[Foundation-l] and what if...
Geoffrey Plourde
geo.plrd at yahoo.com
Sun Dec 14 22:50:55 UTC 2008
Where you see tyranny I see beauty. A majority of the people acted (A real majority!) to speak through their ballots. That is the purest form of democracy, and that is how California works. We are not a rightocracy. If people have an issue with that, there are 49 other states to live in. The best part about this is that all it takes to overturn this law is another vote.
The main reason this law was so successful was that gay marriage was legalized by judicial fiat. The people of California do not like it when the courts act as legislators. All that is necessary to overturn this law is to ask the electorate again, and let the will of the people govern.
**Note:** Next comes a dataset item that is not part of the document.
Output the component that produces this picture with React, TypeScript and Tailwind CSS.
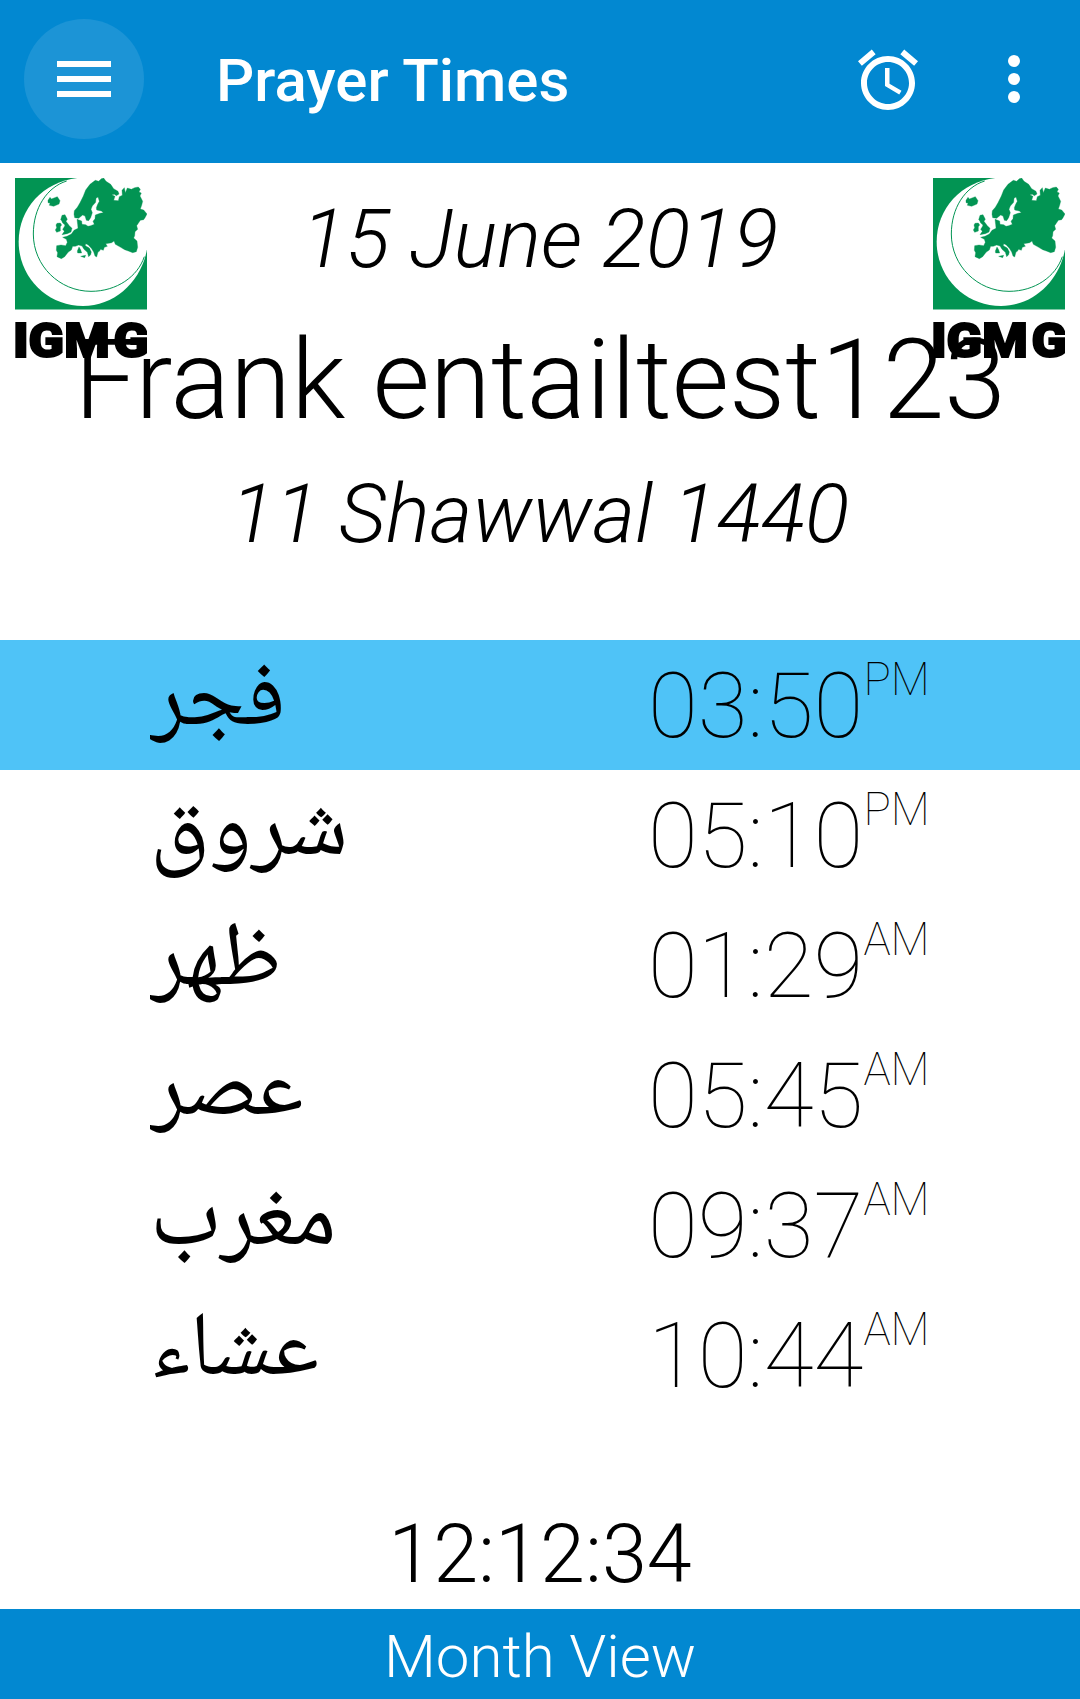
import React from "react";

const prayers = [
  { name: "فجر", time: "03:50", period: "PM", active: true },
  { name: "شروق", time: "05:10", period: "PM", active: false },
  { name: "ظهر", time: "01:29", period: "AM", active: false },
  { name: "عصر", time: "05:45", period: "AM", active: false },
  { name: "مغرب", time: "09:37", period: "AM", active: false },
  { name: "عشاء", time: "10:44", period: "AM", active: false },
];

function Logo() {
  return (
    <svg className="block h-[182px] w-[132px]" viewBox="45 54 396 546" aria-label="IGMG">
      <defs>
        <clipPath id="emblem"><rect x="45" y="54" width="396" height="395" /></clipPath>
      </defs>
      <g clipPath="url(#emblem)">
        <rect x="45" y="54" width="396" height="395" fill="#029453" />
        <path d="M232 54C130 66 56 145 56 245C56 352 142 438 249 438C344 438 424 364 441 268V54Z" fill="#fff" />
        <path d="M200 63C140 82 100 145 100 222C100 317 178 394 273 394C350 394 413 350 433 290" fill="none" stroke="#029453" strokeWidth="3" />
      </g>
      <g fill="#029453" stroke="#029453" strokeWidth="1" strokeLinejoin="round">
        <path d="M144 121L150 112L154 117L172 110L180 122L177 132L161 139L148 136L150 129L144 128Z" />
        <path d="M186 166L195 164L202 178L198 184L208 197L216 205L213 216L202 221L186 224L193 214L188 208L193 200L195 195L188 189L185 182L182 179Z" />
        <path d="M171 190L181 189L185 195L181 200L181 213L170 217L166 210L170 203L168 195Z" />
        <path d="M222 163L223 152L232 142L240 128L250 108L257 90L270 73L286 61L296 64L304 56L311 54L318 64L332 73L341 86L354 94L357 102L349 107L343 103L335 104L345 109L341 121L355 122L358 110L367 106L366 91L373 83L376 98L382 84L394 88L404 83L415 81L421 88L417 96L424 99L420 108L428 124L425 136L421 147L431 150L441 162L435 173L431 179L421 181L410 197L413 208L405 215L404 227L401 234L411 243L413 262L409 275L398 278L385 273L374 269L362 262L346 253L342 243L335 248L326 250L317 251L322 259L313 262L310 271L302 268L298 274L294 276L290 291L285 288L281 276L274 265L264 254L257 251L256 257L268 264L274 276L272 284L266 290L262 277L252 268L246 258L236 255L226 259L218 259L214 270L205 276L194 290L184 296L171 290L173 278L169 271L170 257L183 255L197 257L202 247L199 238L188 232L201 229L214 222L222 211L234 205L233 194L231 178L245 183L246 193L257 194L264 199L272 197L283 193L279 184L285 176L286 165L300 160L310 158L304 153L290 150L289 143L293 133L298 124L294 111L288 115L287 127L277 138L273 148L277 158L272 173L266 182L259 181L255 168L248 165L236 175L224 173Z" />
        <path d="M237 261L242 269L245 279L233 279L232 273ZM242 289L257 286L254 293Z" />
      </g>
      <text x="37 81 182 321" y="591" transform="scale(1.06 1)" fontFamily="Roboto, sans-serif" fontSize="147" fontWeight="900" stroke="#000" strokeWidth="6">IGMG</text>
    </svg>
  );
}

export default function App() {
  return (
    <div className="relative flex h-[1699px] w-[1080px] flex-col overflow-hidden bg-white font-['Roboto',sans-serif] text-black">
      <header className="flex h-[163px] shrink-0 items-center bg-[#0288d1] pb-[5px] text-white">
        <button aria-label="Menu" className="ml-6 flex size-[120px] items-center justify-center rounded-full bg-[#1c94d6]">
          <span className="flex w-[54px] flex-col gap-[9px]">
            <span className="h-[6px] bg-white" /><span className="h-[6px] bg-white" /><span className="h-[6px] bg-white" />
          </span>
        </button>
        <h1 className="mt-1 ml-[72px] text-[60px] leading-[70px] font-medium whitespace-nowrap">Prayer Times</h1>
        <svg className="mt-0.5 ml-auto size-[72px]" viewBox="0 0 24 24" fill="#fff">
          <path d="M22 5.72l-4.6-3.86-1.29 1.53 4.6 3.86L22 5.72zM7.88 3.39L6.6 1.86 2 5.71l1.29 1.53 4.59-3.85zM12.5 8H11v6l4.75 2.85.75-1.23-4-2.37V8zM12 4c-4.97 0-9 4.03-9 9s4.02 9 9 9c4.97 0 9-4.03 9-9s-4.03-9-9-9zm0 16c-3.87 0-7-3.13-7-7s3.13-7 7-7 7 3.13 7 7-3.13 7-7 7z" />
        </svg>
        <button aria-label="More" className="mr-[60px] ml-[84px] flex flex-col gap-[6px]">
          <span className="size-3 rounded-full bg-white" /><span className="size-3 rounded-full bg-white" /><span className="size-3 rounded-full bg-white" />
        </button>
      </header>

      <section className="flex h-[477px] shrink-0 flex-col items-center font-light whitespace-nowrap">
        <p className="mt-[28px] text-[82px] leading-[96px] italic">15 June 2019</p>
        <p className="mt-[28px] text-[111px] leading-[130px]">Frank entailtest123</p>
        <p className="mt-[21px] text-[82px] leading-[96px] italic">11 Shawwal 1440</p>
      </section>
      <div className="absolute top-[178px] left-[15px]"><Logo /></div>
      <div className="absolute top-[178px] left-[933px]"><Logo /></div>

      <main className="flex flex-col">
        {prayers.map((p) => (
          <div key={p.name} className={p.active ? "flex h-[130px] bg-[#4fc3f7]" : "flex h-[130px]"}>
            <div className="ml-[150px] h-[130px] w-[498px] overflow-hidden text-[91px] leading-[130px] font-['Noto_Naskh_Arabic','DejaVu_Sans',sans-serif]">
              <span dir="rtl" lang="ar">{p.name}</span>
            </div>
            <div className="flex font-thin">
              <span className="mt-[13px] text-[91px] leading-[106px]">{p.time}</span>
              <span className="mt-[13px] text-[45.5px] leading-[54px]">{p.period}</span>
            </div>
          </div>
        ))}
      </main>

      <p className="mt-[87px] text-center text-[81px] leading-[96px] font-light">12:12:34</p>
      <footer className="mt-auto flex h-[90px] shrink-0 items-center justify-center bg-[#0288d1] pt-[6px] text-[60px] font-light text-white">Month View</footer>
    </div>
  );
}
________________________________
From: Ray Saintonge <saintonge at telus.net>
To: Wikimedia Foundation Mailing List <foundation-l at lists.wikimedia.org>
Sent: Sunday, December 14, 2008 11:02:53 PM
Subject: Re: [Foundation-l] and what if...
Thomas Dalton wrote:
>> Yes, all states have laws. It is the content of those laws which
>> determines whether or not the state is a free and open society. One
>> may have a free and open society that is not an anarchy.
>>
>
> If the country has free and fair elections for its leaders then it is
> a democracy. A law made by democratically elected leaders that doesn't
> get in the way of free and fair elections cannot be undemocratic. Just
> because you don't like the law doesn't mean a majority of the
> electorate agrees with you.
So it seems that you feel that the tyranny of the majority is
justified. California recently voted by a small majority to outlaw gay
marriages. When democracy is used that way to needlessly suppress the
rights of the minority it puts doubts into its democratic credentials.